Ronnie Baker Brooks does one of his father's songs: "Don't Take Advantage of Me" where he plays the guitar with his teeth and ends the cover with a segue into Cream's "Sunshine Of Your Love". Just wild. Ronnie is a Blues icon and his taking the band into a Rock and Roll finish is well-fit and perfect to symbolically illustrate Johnny's major role in both the Blues and the Rock and Roll genres. In fact, the last song of the night is "Johnny B. Good"; and hearing a Blues guitar great, with his own South Side of Chicago style, playing Chuck Berry's two note leads so well; was both unexpected and exquisite. While introducing the song, Ronnie tells how an 11 year old Johnny came to hear his father play and how Lonnie gave JW a guitar pick. 25 years later, Johnny returned this pick to his Dad and thanked him for being so helpful and such an important influence on his guitar playing.
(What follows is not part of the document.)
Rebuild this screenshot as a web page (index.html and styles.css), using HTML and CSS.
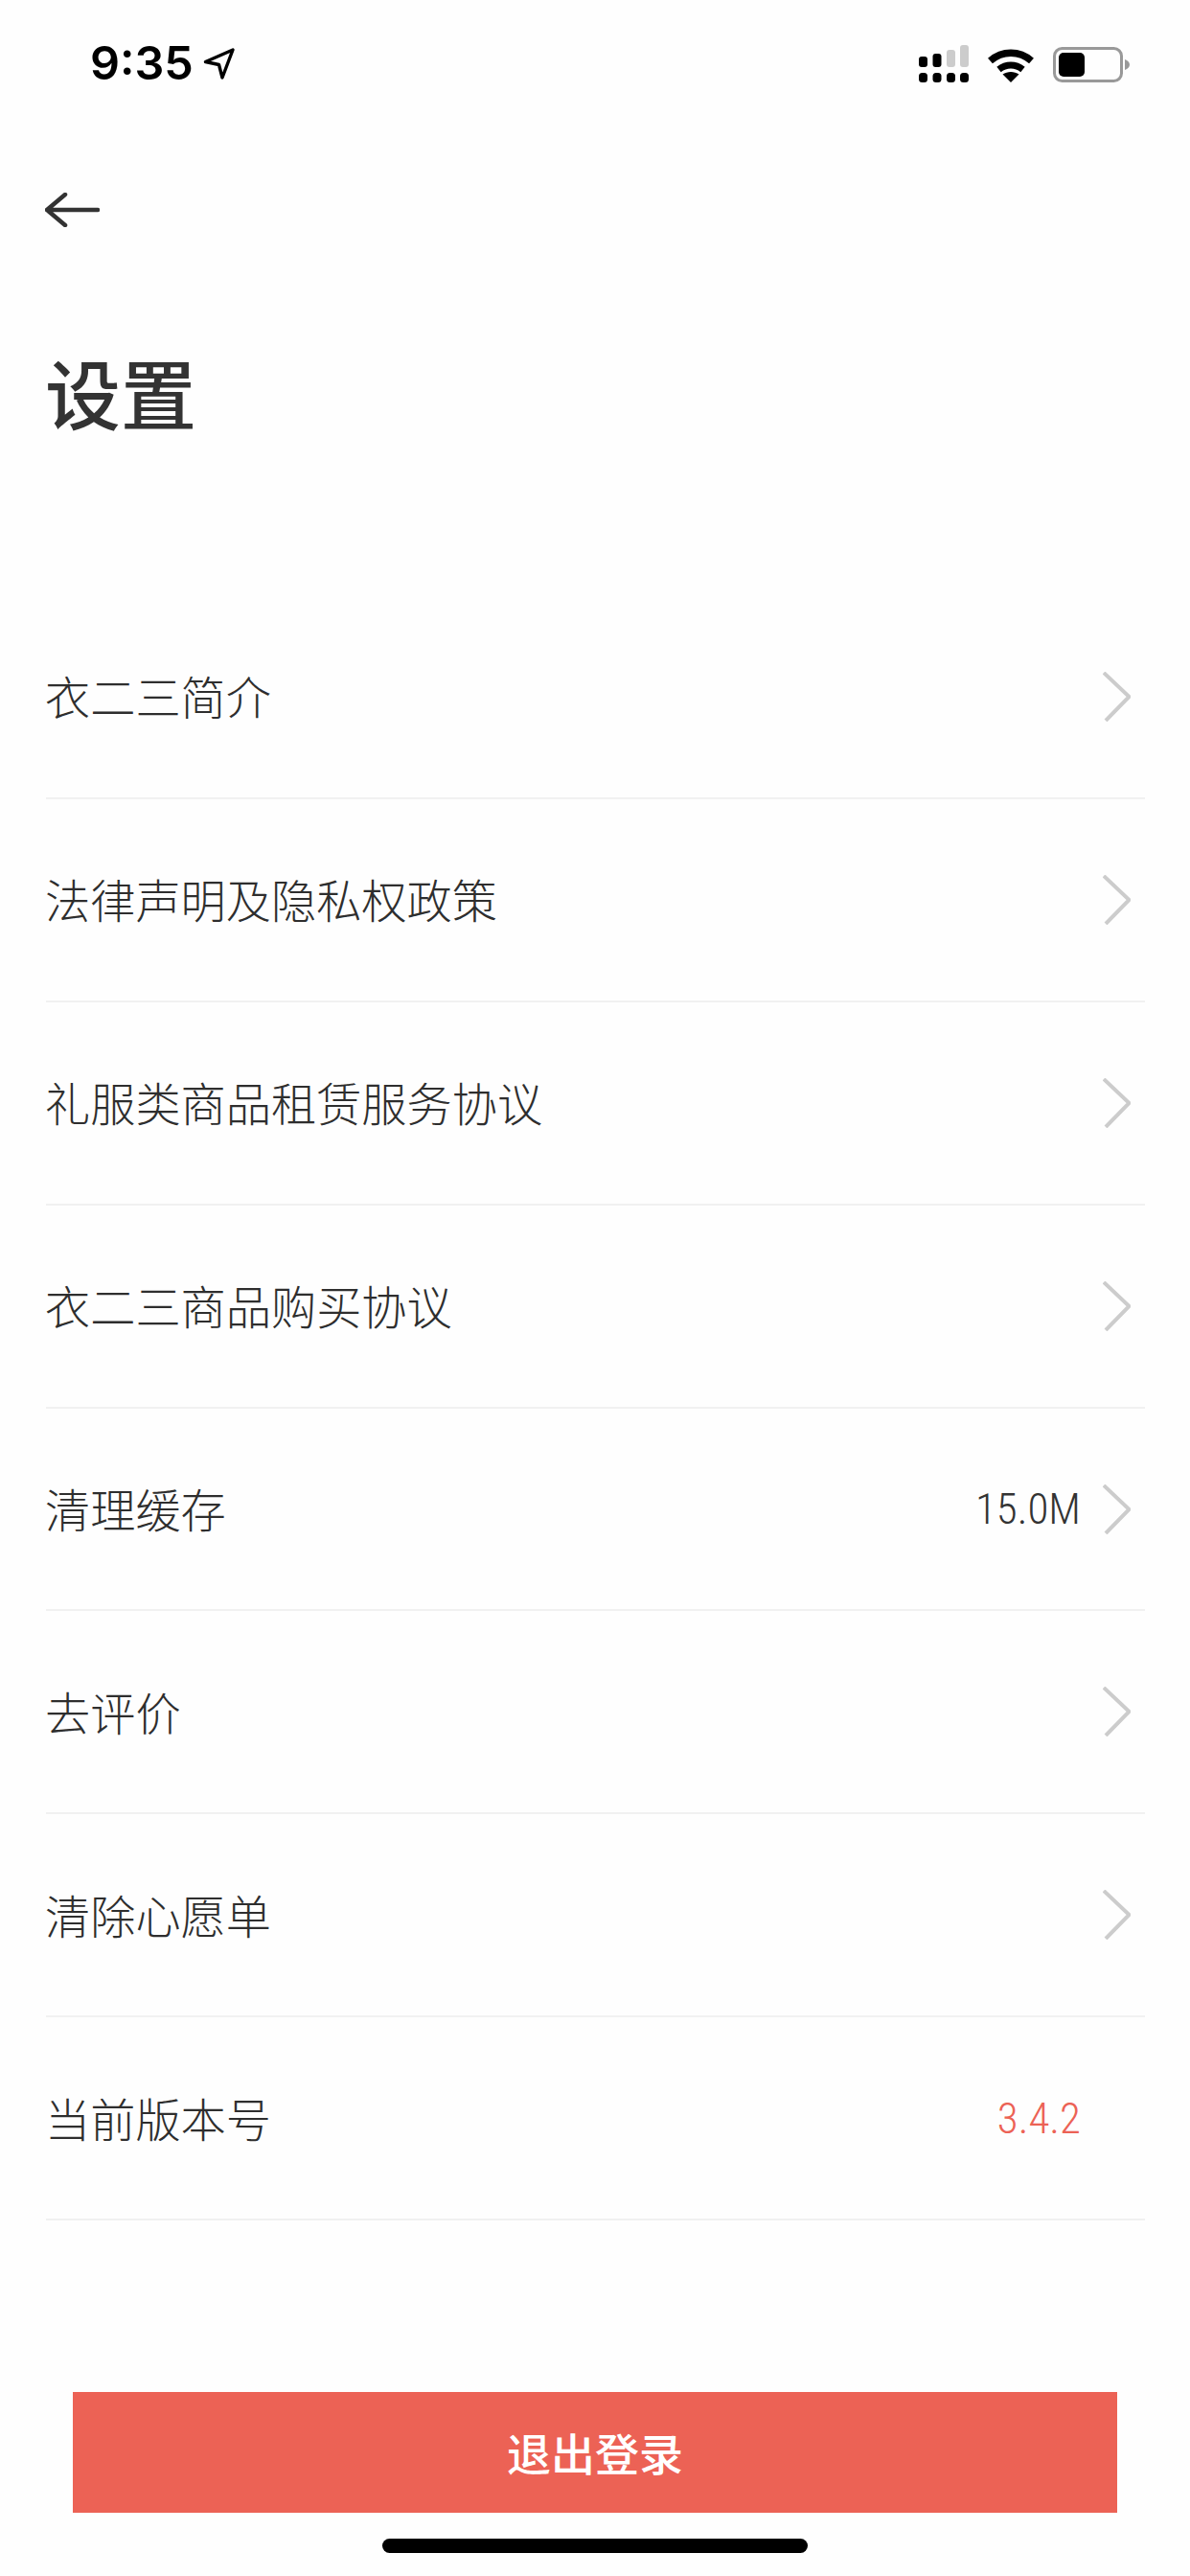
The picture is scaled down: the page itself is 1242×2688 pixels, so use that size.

Hearing such a cool story live is like being part of the just seen documentary for all of us. Just great!

By the end of the 3rd tune, the audience rises for a standing ovation and continues this practice, for the rest of the night; after each melody ends.

Seeing Paul Nelson and Ronnie Baker Brooks move together toward center stage from opposite sides and duel with James Montgomery blowing his harp; is simply stellar. Or when James and Ronnie go at it on harp and guitar; playing the same riffs back at each other. Amazing. Paul and Johnny A play so well together and keep acknowledging each other's licks; and it's a real pleasure watching this from the audience. Especially at the end of "Jack Flash" when they play off of each other; appreciating the moment with ear-to-ear grins. Then Johnny A plays slide on a rocking Robert Johnson cut. Really impressive. Another thing I notice is that Jay Stollman's powerful and heartfelt voice gets the lyrics across believably whenever he opens his mouth. And this killer rhythm section, Tommy Curiale on drums and Scott Spray on bass, just drives the music and gets better and better as the almost 2 hour set goes on and on.

A great gig of growling guitars, soaring vocals, a rock solid rhythm section and music and stories about Johnny Winter; at a real cool club. It doesn't get much better than this on a Bluesy Friday night.